The longer the war lasts, the bigger the damage will be for Jordan’s economy, which was already reeling from a decade of low economic growth, high public debt and an overall unemploymentrate close to 25%. Growing socioeconomic pressures are a direct threat to social peace and political stability.
Officials and the general public in Jordan have long feared the plans of the Israeli right-wing and far-right parties to turn Jordan into the “alternative homeland” for the Palestinian people. Many share the conviction that Israel’s plan is to use brute force to transfer the Palestinian population from Gaza into the Sinai and also to expel Palestinians from the West Bank into Jordan. Statements by current Israeli ministers saying that “the voluntary migration of the Palestinians of Gaza to other countries of the world is the right humanitarian solution”, or announcing that “we are now rolling out the Gaza Nakba”, or stating that “dropping an nuclear bomb on Gaza is one option” only come to confirm such fears that are deeply rooted in the history of the conflict.

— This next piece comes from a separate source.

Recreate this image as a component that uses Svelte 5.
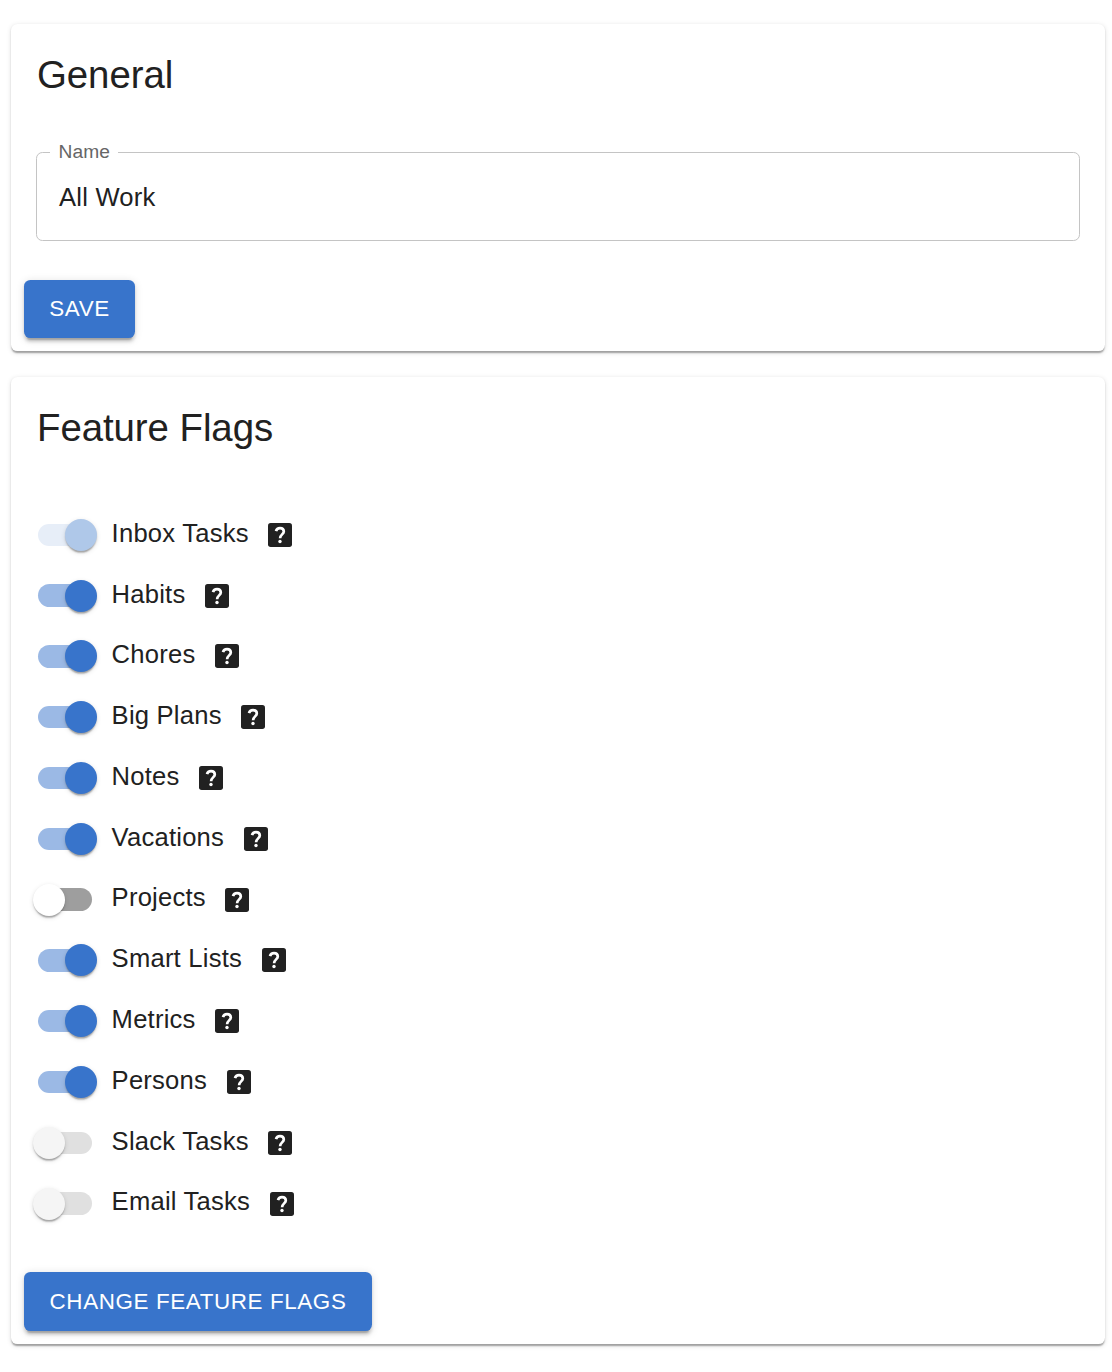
<script>
  const flags = [
    { label: 'Inbox Tasks', on: true, disabled: true },
    { label: 'Habits', on: true },
    { label: 'Chores', on: true },
    { label: 'Big Plans', on: true },
    { label: 'Notes', on: true },
    { label: 'Vacations', on: true },
    { label: 'Projects', on: false },
    { label: 'Smart Lists', on: true },
    { label: 'Metrics', on: true },
    { label: 'Persons', on: true },
    { label: 'Slack Tasks', on: false, disabled: true },
    { label: 'Email Tasks', on: false, disabled: true },
  ];
</script>

<main>
  <section class="card">
    <h2>General</h2>
    <fieldset class="field">
      <legend>Name</legend>
      <div class="value">All Work</div>
    </fieldset>
    <button class="save">Save</button>
  </section>

  <section class="card">
    <h2>Feature Flags</h2>
    <div class="flags">
      {#each flags as flag}
        <div class="row">
          <span class="switch" class:on={flag.on} class:disabled={flag.disabled}>
            <span class="track"></span>
            <span class="thumb"></span>
          </span>
          <span class="label">{flag.label}</span>
          <svg class="help" viewBox="0 0 24 24" aria-hidden="true">
            <rect width="24" height="24" rx="2.7" />
            <path d="M8 8.2C8.5 6.2 10 5.1 12 5.1c2.3 0 3.8 1.4 3.8 3.4 0 2.8-3.7 3.1-3.7 6.7" />
            <circle cx="12" cy="18.5" r="1.7" />
          </svg>
        </div>
      {/each}
    </div>
    <button class="change">Change Feature Flags</button>
  </section>
</main>

<style>
  :global(body) {
    background: #fff;
  }
  main {
    display: flex;
    flex-direction: column;
    gap: 26px;
    padding: 24px 7px 28px 11px;
    font-family: "Liberation Sans", Arial, sans-serif;
    color: #212121;
  }
  .card {
    display: flex;
    flex-direction: column;
    align-items: flex-start;
    box-sizing: border-box;
    width: 1094px;
    height: 327px;
    padding: 25px 25px 13px 13px;
    border-radius: 6.4px;
    background: #fff;
    box-shadow:
      0 3.2px 1.6px -1.6px rgba(0, 0, 0, 0.2),
      0 1.6px 1.6px rgba(0, 0, 0, 0.14),
      0 1.6px 4.8px rgba(0, 0, 0, 0.12);
  }
  .card + .card {
    height: 967px;
  }
  h2 {
    margin: 0 0 0 13px;
    font-size: 38.4px;
    font-weight: 400;
    line-height: 51px;
    letter-spacing: -0.06px;
    white-space: nowrap;
  }
  .field {
    box-sizing: border-box;
    width: 1044px;
    height: 101px;
    margin: 40px 0 0 12px;
    padding: 0 22px;
    border: 1px solid #c4c4c4;
    border-radius: 6.4px;
  }
  legend {
    margin-left: -9px;
    padding: 0 8.5px 2px 8.5px;
    font-size: 19.2px;
    line-height: 23px;
    letter-spacing: 0.05px;
    color: #666;
  }
  .value {
    padding-top: 16px;
    font-size: 25.6px;
    line-height: 32px;
    letter-spacing: 0.22px;
  }
  button {
    height: 58px;
    margin-top: auto;
    padding: 0;
    border: 0;
    border-radius: 6.4px;
    background: #3874cb;
    color: #fff;
    font: 22.4px "Liberation Sans", Arial, sans-serif;
    letter-spacing: 0.62px;
    text-transform: uppercase;
    white-space: nowrap;
    box-shadow:
      0 4.8px 1.6px -3.2px rgba(0, 0, 0, 0.2),
      0 3.2px 3.2px rgba(0, 0, 0, 0.14),
      0 1.6px 8px rgba(0, 0, 0, 0.12);
  }
  .save {
    width: 111px;
  }
  .change {
    width: 348px;
    height: 59px;
  }
  .flags {
    margin: 51.5px 0 0 9px;
  }
  .row {
    display: flex;
    align-items: center;
    height: 60.8px;
  }
  .switch {
    display: grid;
    align-items: center;
    width: 64px;
    height: 32px;
    margin-right: 14.6px;
  }
  .track,
  .thumb {
    grid-area: 1 / 1;
  }
  .track {
    width: 54px;
    height: 22.4px;
    margin-left: 5px;
    border-radius: 12px;
    background: #9e9e9e;
  }
  .thumb {
    width: 32px;
    height: 32px;
    border-radius: 50%;
    background: #fff;
    box-shadow:
      0 3.2px 1.6px -1.6px rgba(0, 0, 0, 0.2),
      0 1.6px 1.6px rgba(0, 0, 0, 0.14),
      0 1.6px 4.8px rgba(0, 0, 0, 0.12);
  }
  .on .track {
    background: #9bb9e5;
  }
  .on .thumb {
    margin-left: 32px;
    background: #3874cb;
  }
  .disabled .track {
    background: #e0e0e0;
  }
  .disabled .thumb {
    background: #f5f5f5;
  }
  .on.disabled .track {
    background: #e7eef8;
  }
  .on.disabled .thumb {
    background: #afc8e9;
  }
  .label {
    padding-bottom: 4.4px;
    font-size: 25.6px;
    line-height: 38px;
    letter-spacing: 0.22px;
    white-space: nowrap;
  }
  .help {
    width: 24px;
    height: 24px;
    margin-left: 19.6px;
  }
  .help rect {
    fill: #212121;
  }
  .help path {
    fill: none;
    stroke: #fff;
    stroke-width: 2.7;
  }
  .help circle {
    fill: #fff;
  }
</style>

One more aspect that could fuel future conflicts is that of perceptions. In his public statements, King Abdullah II has expressed frustration at what many in the region perceive as double standards by Western powers when dealing with aggressions and human suffering in different parts of the world. During the international summit held in Cairo on 21 October, he voiced a widespread perception across the region when he said: “The message the Arab world is hearing is loud and clear: Palestinian lives matter less than Israeli ones. Our lives matter less than other lives. The application of international law is optional. And human rights have boundaries – they stop at borders, they stop at races, and they stop at religions”. He added that: “That is a very, very dangerous message, as the consequences of continued international apathy and inaction will be catastrophic – on us all”. Coming from one of Washington’s closest Arab allies (the first Arab leader who spoke with and visited President Joe Biden following his election), these words should be seen as an unequivocal warning of the risks of failing to act before it is too late.